Just Bins is not the only quasi-news source that has managed to squeeze through the Meta news blockage. This week Howard Law’s media blog MediaPolicy.ca reports on the Meta news ban (The leaky Meta news ban is roiling Canadian journalism”) and highlights a study conducted by researchers at McGill University on the impact of the ban a year after it went into effect. The McGill study notes that many Canadians continue to use Meta as a source of “news” despite the ban. Three-quarters of the Canadian public is apparently unaware of the ban, yet Canadian news outlets have lost 85% of their engagement on Facebook and Instagram and almost one third of local news outlets are now inactive on social media. How this apparent contradiction is possible is explained in part by workarounds such as those referred to above, but also because Meta allows sites that declare themselves to be non-news outlets to continue to post content. Mediapolicy.ca discusses the case of Narcity.com, a “chain of local news and lifestyle websites” that has recently been reinstated on Meta. Narcity was denied government tax credits as a “Qualified Canadian Journalism Organization” (QCJO) because of insufficient first-hand reporting. With this rejection in hand, it then applied to Meta to be reinstated on its platform on the basis that if it didn’t qualify for QCJO credits, it must not be a news provider under the Online News Act, C-18. It’s a clever argument, one that possibly the River Valley Sun could take advantage of.

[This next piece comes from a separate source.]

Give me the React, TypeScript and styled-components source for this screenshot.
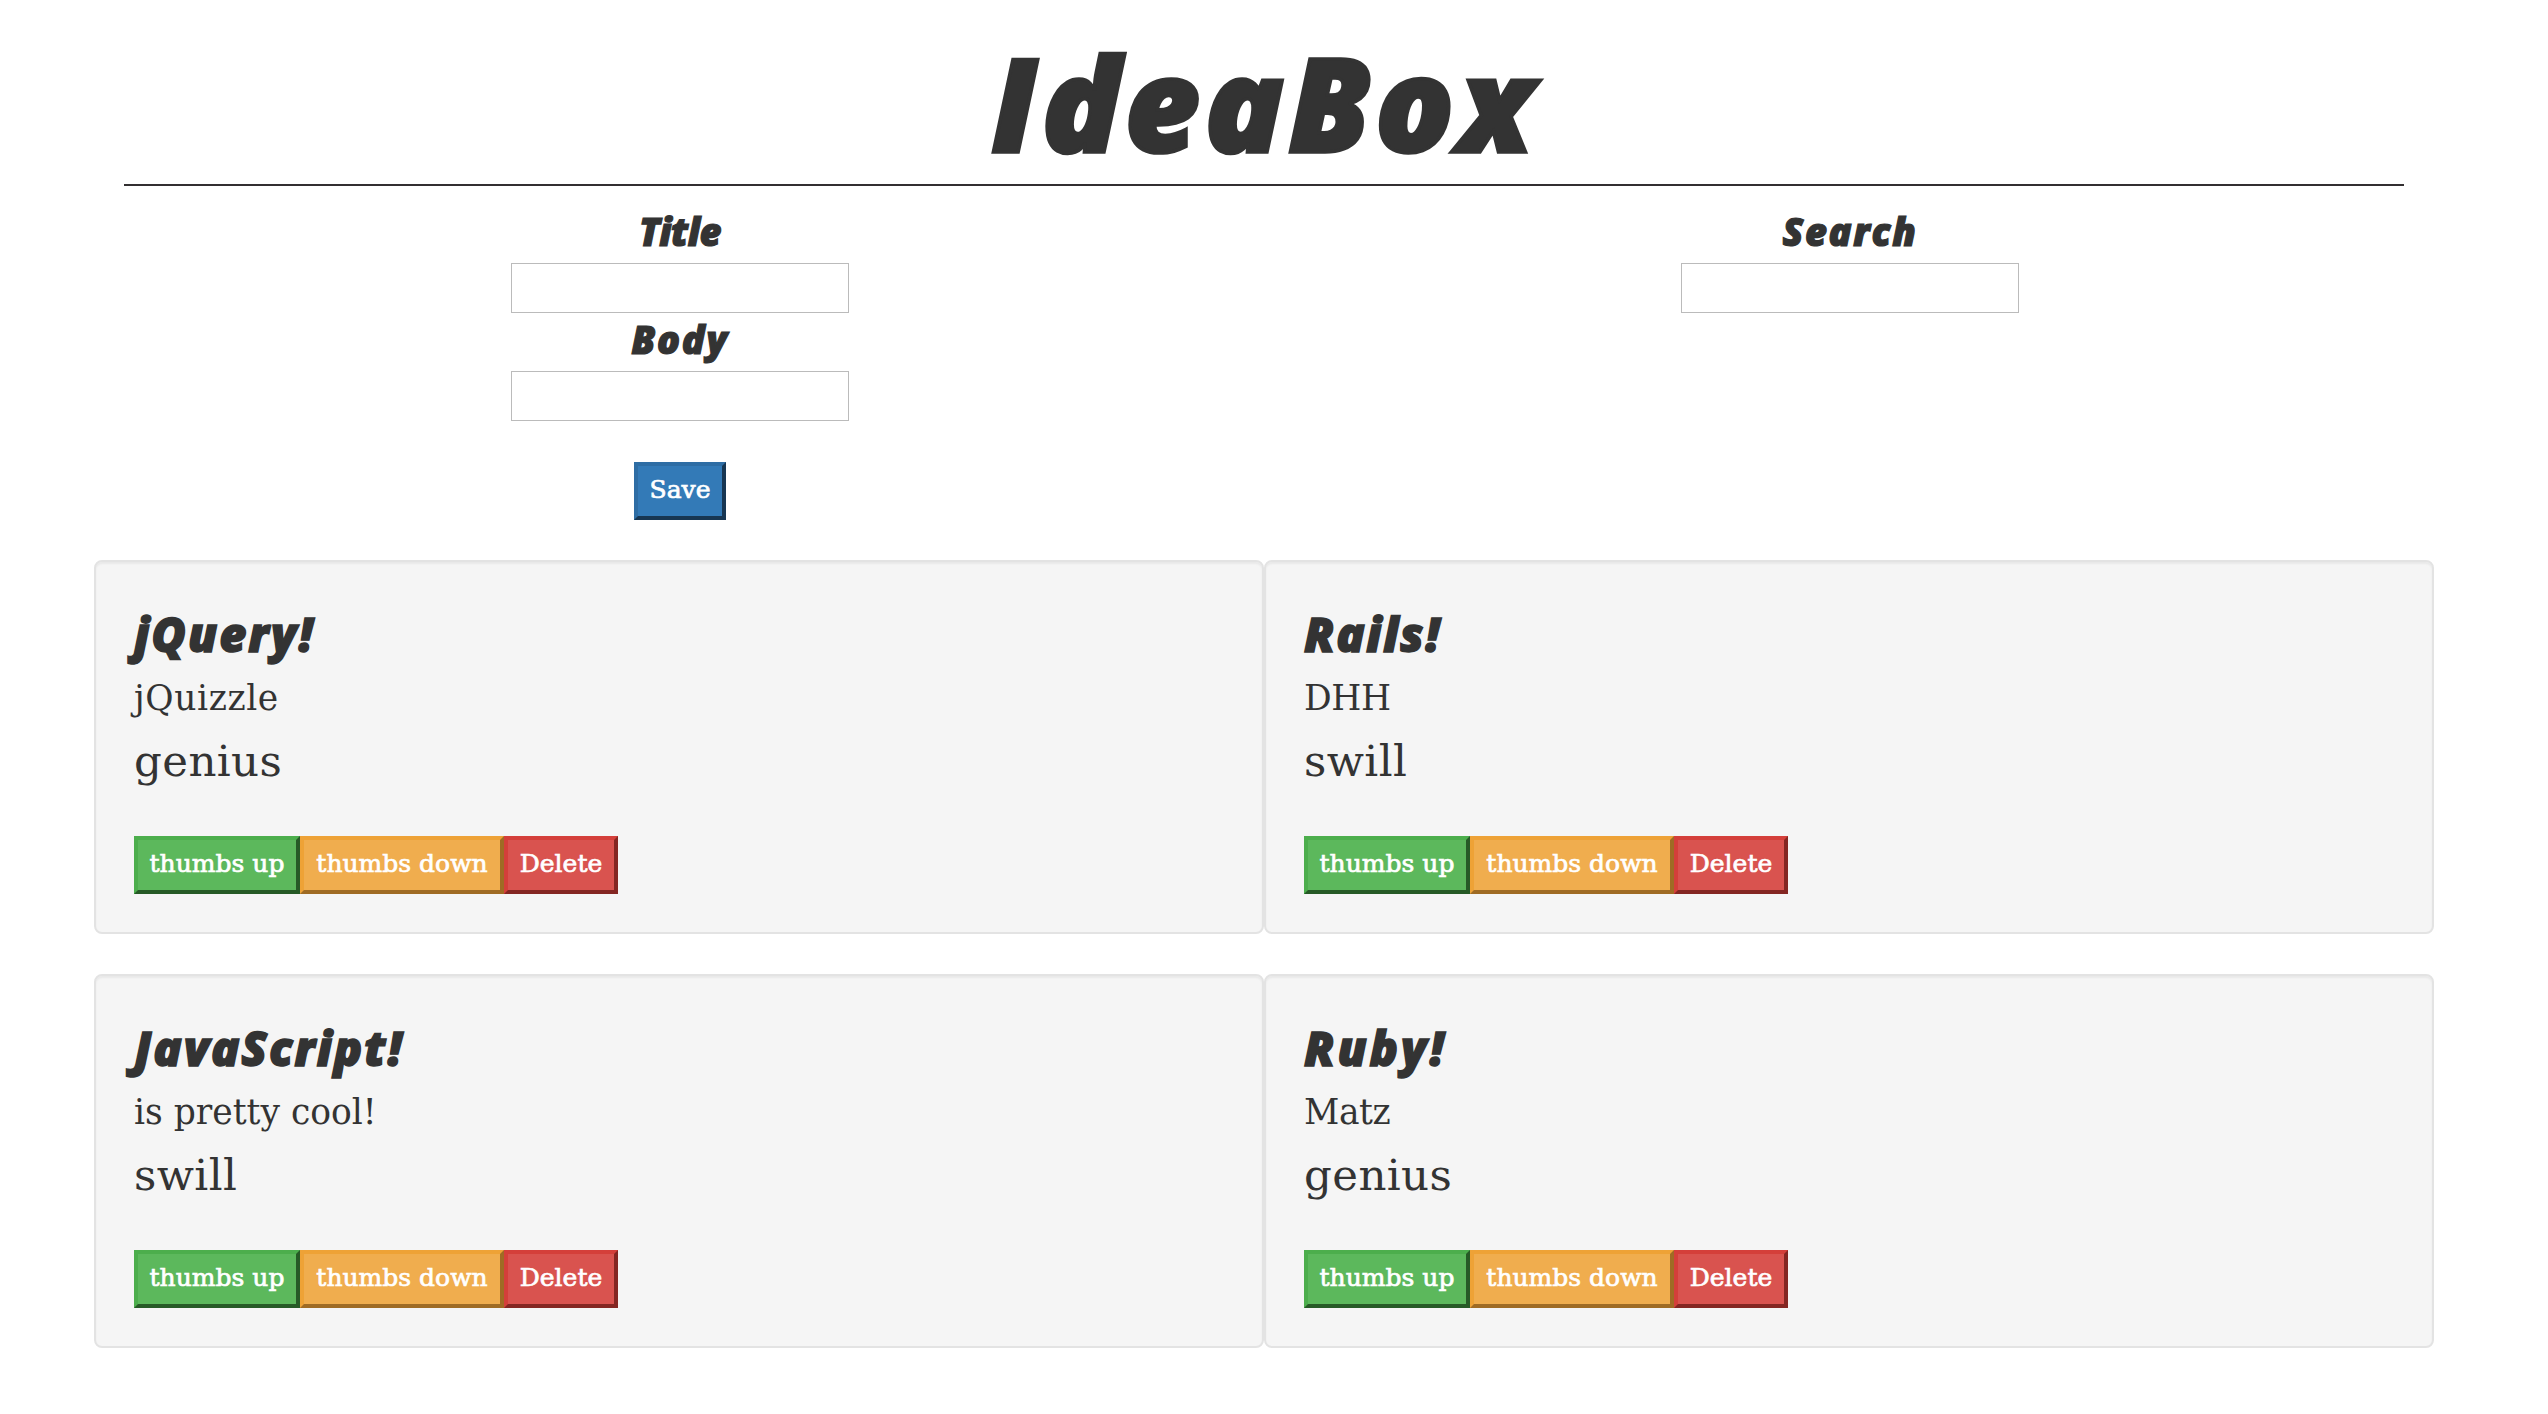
import React from 'react';
import styled, { createGlobalStyle } from 'styled-components';

const Global = createGlobalStyle`
  *, *::before, *::after { box-sizing: border-box; }
  body { margin: 0; background: #fff; color: #333; font-family: "DejaVu Serif", "Liberation Serif", serif; }
  h1, h2, h3, p { margin: 0; font-weight: 400; }
`;

const displayFont = `
  font-family: "Open Sans", "Noto Sans", sans-serif;
  font-style: italic;
  font-weight: 800;
  white-space: nowrap;
`;

const Page = styled.main`
  width: 2340px;
  margin-left: 94px;
`;

const Header = styled.header`
  margin: 0 30px;
  padding: 37px 0 17px;
  text-align: center;
  border-bottom: 2px solid #322f31;
`;

const Brand = styled.h1`
  ${displayFont}
  font-size: 130px;
  line-height: 130px;
  letter-spacing: 4.6px;
  -webkit-text-stroke: 3.5px #333;
`;

const Forms = styled.section`
  display: grid;
  grid-template-columns: 1fr 1fr;
  margin: 0 -1px 0 1px;
  padding: 25px 0 40px;
`;

const Column = styled.div`
  display: flex;
  flex-direction: column;
  align-items: center;
  gap: 6px;
`;

const Field = styled.label`
  display: flex;
  flex-direction: column;
  align-items: center;
  gap: 12px;
`;

const FieldName = styled.span<{ $spacing: number }>`
  ${displayFont}
  font-size: 38px;
  line-height: 40px;
  letter-spacing: ${p => p.$spacing}px;
  -webkit-text-stroke: 1.2px #333;
`;

const Input = styled.input`
  width: 338px;
  height: 50px;
  padding: 0 12px;
  border: 1px solid #bbb;
  border-radius: 0;
  background: #fff;
  font: inherit;
  font-size: 25px;
  outline: none;
`;

/* face, lit edge, shaded edge */
const tones = {
  primary: ['#337ab7', '#2e6da4', '#173652'],
  success: ['#5cb85c', '#4cae4c', '#265a26'],
  warning: ['#f0ad4e', '#eea236', '#9f6b24'],
  danger: ['#d9534f', '#d43f3a', '#842622'],
};
type Tone = keyof typeof tones;

const Button = styled.button<{ $tone: Tone; $width: number }>`
  width: ${p => p.$width}px;
  height: 58px;
  padding: 0 0 2px;
  border: 4px solid;
  border-color: ${p => {
    const [, lit, shaded] = tones[p.$tone];
    return `${lit} ${shaded} ${shaded} ${lit}`;
  }};
  border-radius: 0;
  background: ${p => tones[p.$tone][0]};
  color: #fff;
  font: 25px/48px "DejaVu Serif", "Liberation Serif", serif;
  white-space: nowrap;
  -webkit-text-stroke: 0.7px #fff;
`;

const SaveButton = styled(Button)`
  margin-top: 35px;
`;

const Grid = styled.section`
  display: grid;
  grid-template-columns: 1fr 1fr;
  row-gap: 40px;
`;

const Card = styled.article`
  padding: 47px 38px 38px;
  border: 2px solid #e3e3e3;
  border-radius: 8px;
  background: #f5f5f5;
  box-shadow: inset 0 2px 2px rgba(0, 0, 0, 0.05);
`;

const CardTitle = styled.h2<{ $spacing: number }>`
  ${displayFont}
  font-size: 47px;
  line-height: 50px;
  letter-spacing: ${p => p.$spacing}px;
  -webkit-text-stroke: 1.4px #333;
`;

const CardBody = styled.p<{ $spacing: number }>`
  margin-top: 19px;
  font-size: 34.5px;
  line-height: 40px;
  letter-spacing: ${p => p.$spacing}px;
`;

const Quality = styled.h3`
  margin-top: 18px;
  font-size: 43.5px;
  line-height: 50px;
  letter-spacing: 0.4px;
`;

const Actions = styled.div`
  display: flex;
  margin-top: 50px;
`;

const ideas = [
  { title: 'jQuery!', body: 'jQuizzle', quality: 'genius', titleSpacing: 2, bodySpacing: 0.6 },
  { title: 'Rails!', body: 'DHH', quality: 'swill', titleSpacing: 1.6, bodySpacing: -0.4 },
  { title: 'JavaScript!', body: 'is pretty cool!', quality: 'swill', titleSpacing: 1.8, bodySpacing: 0 },
  { title: 'Ruby!', body: 'Matz', quality: 'genius', titleSpacing: 2.9, bodySpacing: -0.4 },
];

export default function App() {
  return (
    <>
      <Global />
      <Page>
        <Header>
          <Brand>IdeaBox</Brand>
        </Header>
        <Forms>
          <Column>
            <Field>
              <FieldName $spacing={-0.6}>Title</FieldName>
              <Input />
            </Field>
            <Field>
              <FieldName $spacing={1.7}>Body</FieldName>
              <Input />
            </Field>
            <SaveButton $tone="primary" $width={92}>Save</SaveButton>
          </Column>
          <Column>
            <Field>
              <FieldName $spacing={1.6}>Search</FieldName>
              <Input />
            </Field>
          </Column>
        </Forms>
        <Grid>
          {ideas.map(idea => (
            <Card key={idea.title}>
              <CardTitle $spacing={idea.titleSpacing}>{idea.title}</CardTitle>
              <CardBody $spacing={idea.bodySpacing}>{idea.body}</CardBody>
              <Quality>{idea.quality}</Quality>
              <Actions>
                <Button $tone="success" $width={166}>thumbs up</Button>
                <Button $tone="warning" $width={204}>thumbs down</Button>
                <Button $tone="danger" $width={114}>Delete</Button>
              </Actions>
            </Card>
          ))}
        </Grid>
      </Page>
    </>
  );
}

One can argue that Canada’s attempt to require Google and Meta to enter into good faith negotiations with news providers to license content was either a valiant and imaginative attempt to come to grips with the painful decline of journalism, riding to some extent on what at the time appeared to be the successful coattails of Australia’s initiative, or a colossal miscalculation and poor timing as the platforms decided to draw a line in the sand in case media interests in the US decided to follow suit. Google and Meta will do everything possible to avoid going down that road. If sending a signal to US media interests requires them to call the bluff of the Canadian government, they will do so.

In the end, the results are mixed. Legitimate media in Canada, big and small, will get some help from Google’s contribution, although the amount Google is providing through the Canadian Journalism Collective has to be offset against pre-existing voluntary agreements that both Google and Meta had with some journalistic outlets. The Meta subsidies are now gone, and the previous Google contributions have been folded into the $100 million that Google has agreed to put on the table. Meanwhile, in Regina, Just Bins has found the garbage loophole, serving up its version of trashy journalism and news on Meta, going where bona fide journalists cannot. Sad.